* WHAT YOU SHOULD DO *
In your copy, include every line of the listing below exactly but none of the pictures.

:::

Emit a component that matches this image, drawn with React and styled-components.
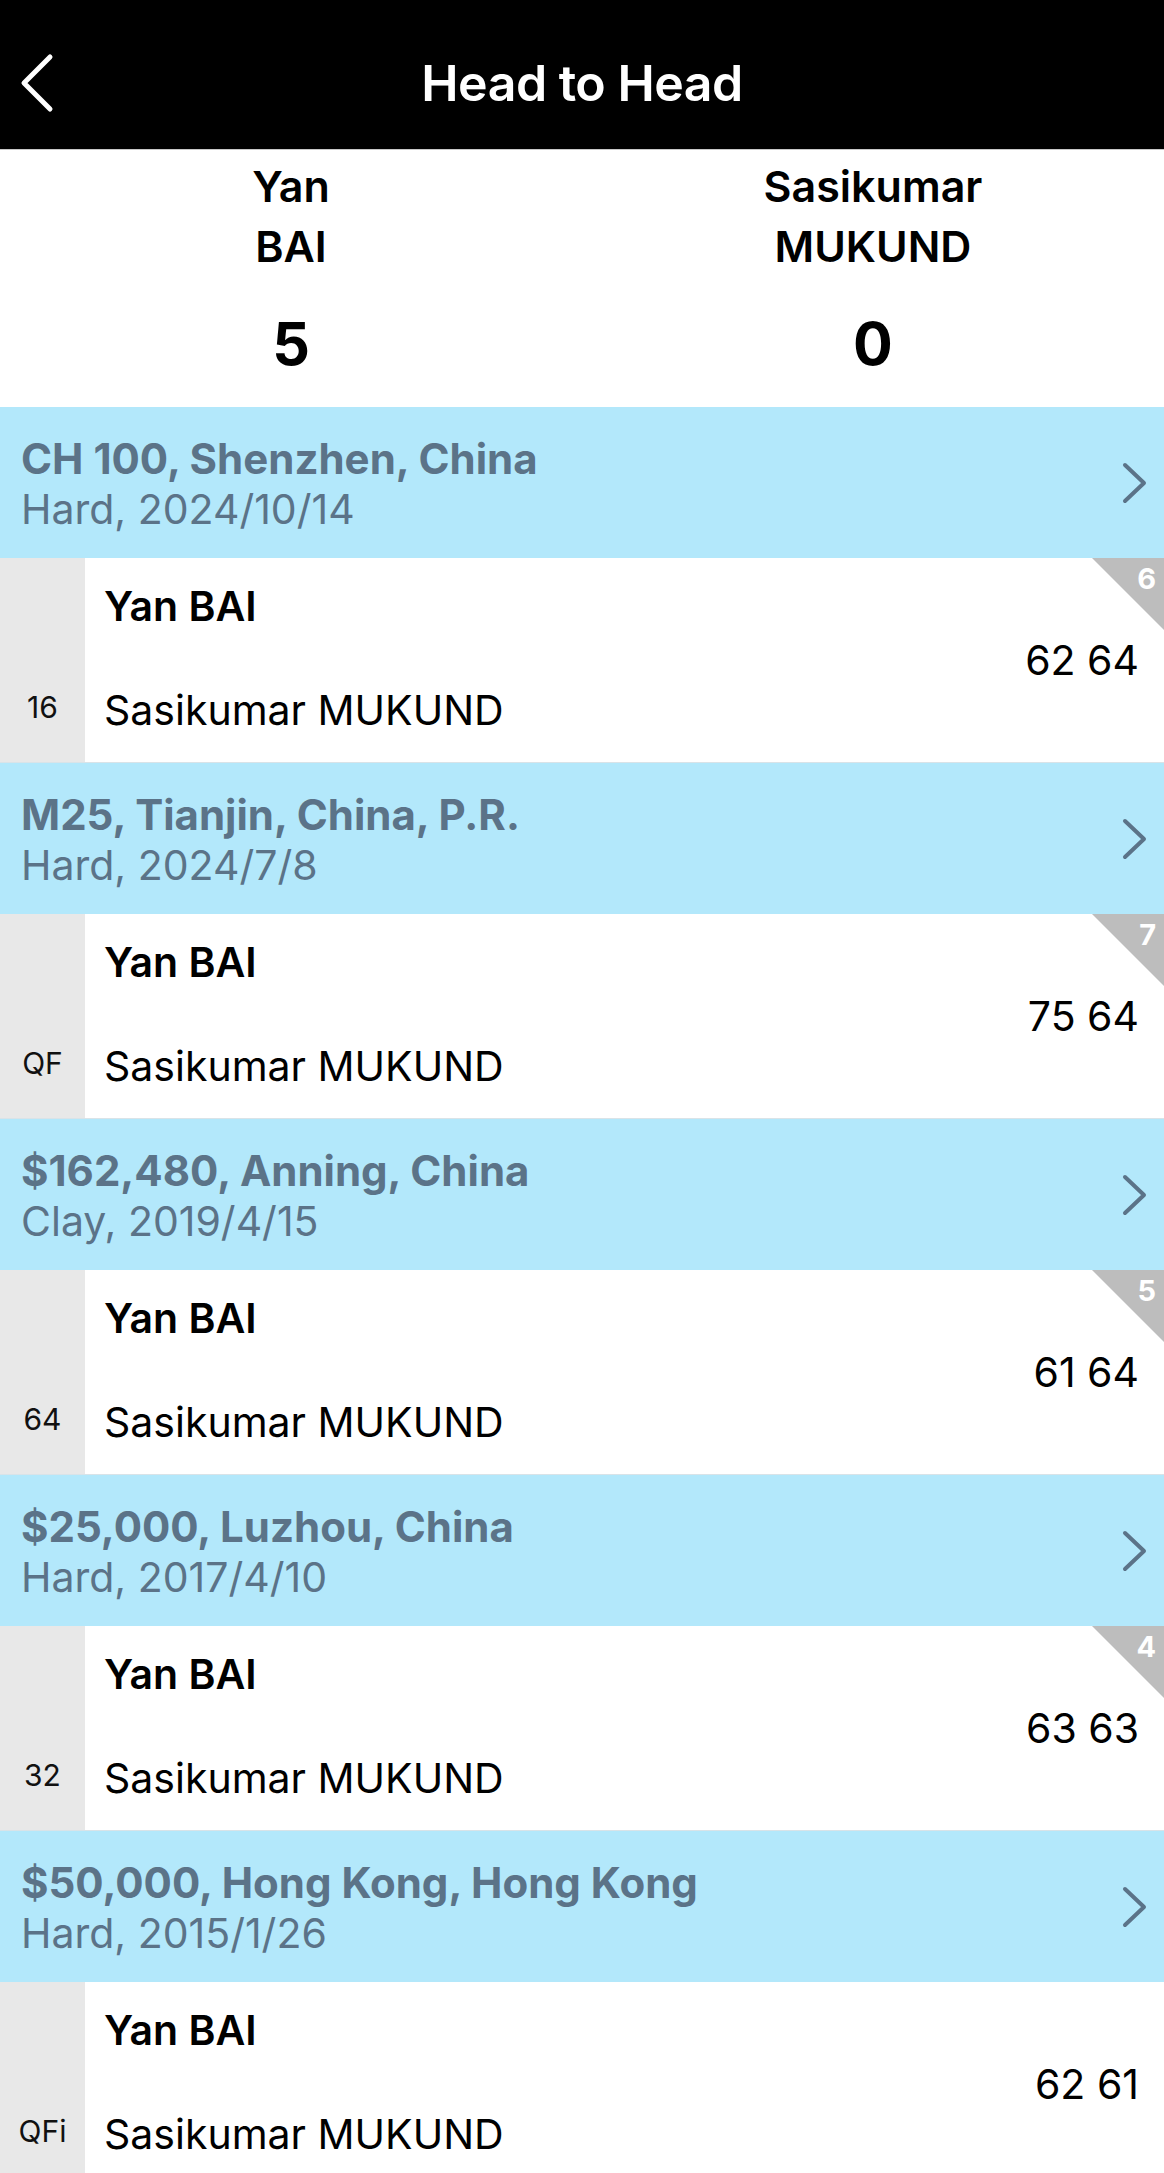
import React from "react";
import styled, { createGlobalStyle } from "styled-components";

const GlobalStyle = createGlobalStyle`
  html, body {
    margin: 0;
    padding: 0;
    background: #ffffff;
  }
  body {
    font-family: Inter, "Noto Sans", "Liberation Sans", sans-serif;
    -webkit-font-smoothing: antialiased;
  }
`;

const matches = [
  {
    id: 1,
    event: "CH 100, Shenzhen, China",
    detail: "Hard, 2024/10/14",
    round: "16",
    score: "62 64",
    corner: "6",
  },
  {
    id: 2,
    event: "M25, Tianjin, China, P.R.",
    detail: "Hard, 2024/7/8",
    round: "QF",
    score: "75 64",
    corner: "7",
  },
  {
    id: 3,
    event: "$162,480, Anning, China",
    detail: "Clay, 2019/4/15",
    round: "64",
    score: "61 64",
    corner: "5",
  },
  {
    id: 4,
    event: "$25,000, Luzhou, China",
    detail: "Hard, 2017/4/10",
    round: "32",
    score: "63 63",
    corner: "4",
  },
  {
    id: 5,
    event: "$50,000, Hong Kong, Hong Kong",
    detail: "Hard, 2015/1/26",
    round: "QFi",
    score: "62 61",
    corner: null,
  },
];

const BackIcon = () => (
  <svg width="40" height="60" viewBox="0 0 40 60" fill="none">
    <polyline
      points="32,4 6,30 32,56"
      stroke="#ffffff"
      strokeWidth="5"
      strokeLinecap="round"
      strokeLinejoin="round"
    />
  </svg>
);

const ChevronRight = () => (
  <svg width="28" height="42" viewBox="0 0 28 42" fill="none">
    <polyline
      points="4,3 23,21 4,39"
      stroke="#5b7388"
      strokeWidth="4"
      strokeLinecap="round"
      strokeLinejoin="round"
    />
  </svg>
);

const App = () => {
  return (
    <>
      <GlobalStyle />
      <Page>
        <NavBar>
          <BackButton>
            <BackIcon />
          </BackButton>
          <NavTitle>Head to Head</NavTitle>
        </NavBar>
        <Players>
          <PlayerColumn>
            <PlayerName>Yan</PlayerName>
            <PlayerName>BAI</PlayerName>
            <Wins>5</Wins>
          </PlayerColumn>
          <PlayerColumn>
            <PlayerName>Sasikumar</PlayerName>
            <PlayerName>MUKUND</PlayerName>
            <Wins>0</Wins>
          </PlayerColumn>
        </Players>
        {matches.map((match) => (
          <section key={match.id}>
            <EventRow>
              <EventText>
                <EventName>{match.event}</EventName>
                <EventDetail>{match.detail}</EventDetail>
              </EventText>
              <ChevronRight />
            </EventRow>
            <MatchRow>
              <RoundCell>{match.round}</RoundCell>
              <Names>
                <Name $winner>Yan BAI</Name>
                <Name>Sasikumar MUKUND</Name>
              </Names>
              <Score>{match.score}</Score>
              {match.corner && <Corner>{match.corner}</Corner>}
            </MatchRow>
          </section>
        ))}
      </Page>
    </>
  );
};

const Page = styled.div`
  width: 1164px;
  min-height: 2173px;
  background: #ffffff;
  color: #000000;
  overflow: hidden;
`;

const NavBar = styled.header`
  position: relative;
  height: 150px;
  background: #000000;
  border-bottom: 1px solid #c8c8c8;
  box-sizing: border-box;
  display: flex;
  align-items: center;
  justify-content: center;
`;

const BackButton = styled.div`
  position: absolute;
  left: 18px;
  top: 53px;
  display: flex;
`;

const NavTitle = styled.h1`
  margin: 0;
  color: #ffffff;
  font-size: 50px;
  font-weight: 600;
  letter-spacing: -0.5px;
  line-height: 1;
  margin-top: 16px;
`;

const Players = styled.div`
  display: grid;
  grid-template-columns: 1fr 1fr;
  height: 257px;
  box-sizing: border-box;
  padding-top: 6px;
`;

const PlayerColumn = styled.div`
  display: flex;
  flex-direction: column;
  align-items: center;
`;

const PlayerName = styled.div`
  font-size: 43px;
  font-weight: 600;
  line-height: 60px;
`;

const Wins = styled.div`
  font-size: 59px;
  font-weight: 700;
  line-height: 60px;
  margin-top: 38px;
`;

const EventRow = styled.div`
  display: flex;
  align-items: center;
  justify-content: space-between;
  height: 151px;
  box-sizing: border-box;
  padding: 0 15px 0 21px;
  background: #b3e8fb;
  color: #5b7388;
`;

const EventText = styled.div`
  display: flex;
  flex-direction: column;
  padding-top: 2px;
`;

const EventName = styled.div`
  font-size: 42px;
  font-weight: 700;
  line-height: 50px;
`;

const EventDetail = styled.div`
  font-size: 41px;
  font-weight: 400;
  line-height: 50px;
`;

const MatchRow = styled.div`
  position: relative;
  display: grid;
  grid-template-columns: 85px 1fr auto;
  height: 205px;
  box-sizing: border-box;
  border-bottom: 1px solid #d9e3e8;
  background: #ffffff;
`;

const RoundCell = styled.div`
  background: #e8e8e8;
  display: flex;
  align-items: flex-end;
  justify-content: center;
  padding-bottom: 38px;
  font-size: 30px;
  line-height: 34px;
  color: #111111;
`;

const Names = styled.div`
  display: flex;
  flex-direction: column;
  justify-content: space-between;
  padding: 24px 0 28px 19px;
`;

const Name = styled.div`
  font-size: 41px;
  line-height: 48px;
  font-weight: ${(p) => (p.$winner ? 600 : 400)};
`;

const Score = styled.div`
  align-self: center;
  padding-right: 25px;
  font-size: 41px;
  line-height: 50px;
`;

const Corner = styled.div`
  position: absolute;
  top: 0;
  right: 0;
  width: 72px;
  height: 72px;
  background: #bdbdbd;
  clip-path: polygon(0 0, 100% 0, 100% 100%);
  color: #ffffff;
  font-size: 29px;
  font-weight: 700;
  line-height: 1;
  box-sizing: border-box;
  padding: 6px 8px 0 0;
  text-align: right;
`;

export default App;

:::

* WRITTEN REPLY *
Emit a component that matches this image, drawn with React and styled-components.
import React from "react";
import styled, { createGlobalStyle } from "styled-components";

const GlobalStyle = createGlobalStyle`
  html, body {
    margin: 0;
    padding: 0;
    background: #ffffff;
  }
  body {
    font-family: Inter, "Noto Sans", "Liberation Sans", sans-serif;
    -webkit-font-smoothing: antialiased;
  }
`;

const matches = [
  {
    id: 1,
    event: "CH 100, Shenzhen, China",
    detail: "Hard, 2024/10/14",
    round: "16",
    score: "62 64",
    corner: "6",
  },
  {
    id: 2,
    event: "M25, Tianjin, China, P.R.",
    detail: "Hard, 2024/7/8",
    round: "QF",
    score: "75 64",
    corner: "7",
  },
  {
    id: 3,
    event: "$162,480, Anning, China",
    detail: "Clay, 2019/4/15",
    round: "64",
    score: "61 64",
    corner: "5",
  },
  {
    id: 4,
    event: "$25,000, Luzhou, China",
    detail: "Hard, 2017/4/10",
    round: "32",
    score: "63 63",
    corner: "4",
  },
  {
    id: 5,
    event: "$50,000, Hong Kong, Hong Kong",
    detail: "Hard, 2015/1/26",
    round: "QFi",
    score: "62 61",
    corner: null,
  },
];

const BackIcon = () => (
  <svg width="40" height="60" viewBox="0 0 40 60" fill="none">
    <polyline
      points="32,4 6,30 32,56"
      stroke="#ffffff"
      strokeWidth="5"
      strokeLinecap="round"
      strokeLinejoin="round"
    />
  </svg>
);

const ChevronRight = () => (
  <svg width="28" height="42" viewBox="0 0 28 42" fill="none">
    <polyline
      points="4,3 23,21 4,39"
      stroke="#5b7388"
      strokeWidth="4"
      strokeLinecap="round"
      strokeLinejoin="round"
    />
  </svg>
);

const App = () => {
  return (
    <>
      <GlobalStyle />
      <Page>
        <NavBar>
          <BackButton>
            <BackIcon />
          </BackButton>
          <NavTitle>Head to Head</NavTitle>
        </NavBar>
        <Players>
          <PlayerColumn>
            <PlayerName>Yan</PlayerName>
            <PlayerName>BAI</PlayerName>
            <Wins>5</Wins>
          </PlayerColumn>
          <PlayerColumn>
            <PlayerName>Sasikumar</PlayerName>
            <PlayerName>MUKUND</PlayerName>
            <Wins>0</Wins>
          </PlayerColumn>
        </Players>
        {matches.map((match) => (
          <section key={match.id}>
            <EventRow>
              <EventText>
                <EventName>{match.event}</EventName>
                <EventDetail>{match.detail}</EventDetail>
              </EventText>
              <ChevronRight />
            </EventRow>
            <MatchRow>
              <RoundCell>{match.round}</RoundCell>
              <Names>
                <Name $winner>Yan BAI</Name>
                <Name>Sasikumar MUKUND</Name>
              </Names>
              <Score>{match.score}</Score>
              {match.corner && <Corner>{match.corner}</Corner>}
            </MatchRow>
          </section>
        ))}
      </Page>
    </>
  );
};

const Page = styled.div`
  width: 1164px;
  min-height: 2173px;
  background: #ffffff;
  color: #000000;
  overflow: hidden;
`;

const NavBar = styled.header`
  position: relative;
  height: 150px;
  background: #000000;
  border-bottom: 1px solid #c8c8c8;
  box-sizing: border-box;
  display: flex;
  align-items: center;
  justify-content: center;
`;

const BackButton = styled.div`
  position: absolute;
  left: 18px;
  top: 53px;
  display: flex;
`;

const NavTitle = styled.h1`
  margin: 0;
  color: #ffffff;
  font-size: 50px;
  font-weight: 600;
  letter-spacing: -0.5px;
  line-height: 1;
  margin-top: 16px;
`;

const Players = styled.div`
  display: grid;
  grid-template-columns: 1fr 1fr;
  height: 257px;
  box-sizing: border-box;
  padding-top: 6px;
`;

const PlayerColumn = styled.div`
  display: flex;
  flex-direction: column;
  align-items: center;
`;

const PlayerName = styled.div`
  font-size: 43px;
  font-weight: 600;
  line-height: 60px;
`;

const Wins = styled.div`
  font-size: 59px;
  font-weight: 700;
  line-height: 60px;
  margin-top: 38px;
`;

const EventRow = styled.div`
  display: flex;
  align-items: center;
  justify-content: space-between;
  height: 151px;
  box-sizing: border-box;
  padding: 0 15px 0 21px;
  background: #b3e8fb;
  color: #5b7388;
`;

const EventText = styled.div`
  display: flex;
  flex-direction: column;
  padding-top: 2px;
`;

const EventName = styled.div`
  font-size: 42px;
  font-weight: 700;
  line-height: 50px;
`;

const EventDetail = styled.div`
  font-size: 41px;
  font-weight: 400;
  line-height: 50px;
`;

const MatchRow = styled.div`
  position: relative;
  display: grid;
  grid-template-columns: 85px 1fr auto;
  height: 205px;
  box-sizing: border-box;
  border-bottom: 1px solid #d9e3e8;
  background: #ffffff;
`;

const RoundCell = styled.div`
  background: #e8e8e8;
  display: flex;
  align-items: flex-end;
  justify-content: center;
  padding-bottom: 38px;
  font-size: 30px;
  line-height: 34px;
  color: #111111;
`;

const Names = styled.div`
  display: flex;
  flex-direction: column;
  justify-content: space-between;
  padding: 24px 0 28px 19px;
`;

const Name = styled.div`
  font-size: 41px;
  line-height: 48px;
  font-weight: ${(p) => (p.$winner ? 600 : 400)};
`;

const Score = styled.div`
  align-self: center;
  padding-right: 25px;
  font-size: 41px;
  line-height: 50px;
`;

const Corner = styled.div`
  position: absolute;
  top: 0;
  right: 0;
  width: 72px;
  height: 72px;
  background: #bdbdbd;
  clip-path: polygon(0 0, 100% 0, 100% 100%);
  color: #ffffff;
  font-size: 29px;
  font-weight: 700;
  line-height: 1;
  box-sizing: border-box;
  padding: 6px 8px 0 0;
  text-align: right;
`;

export default App;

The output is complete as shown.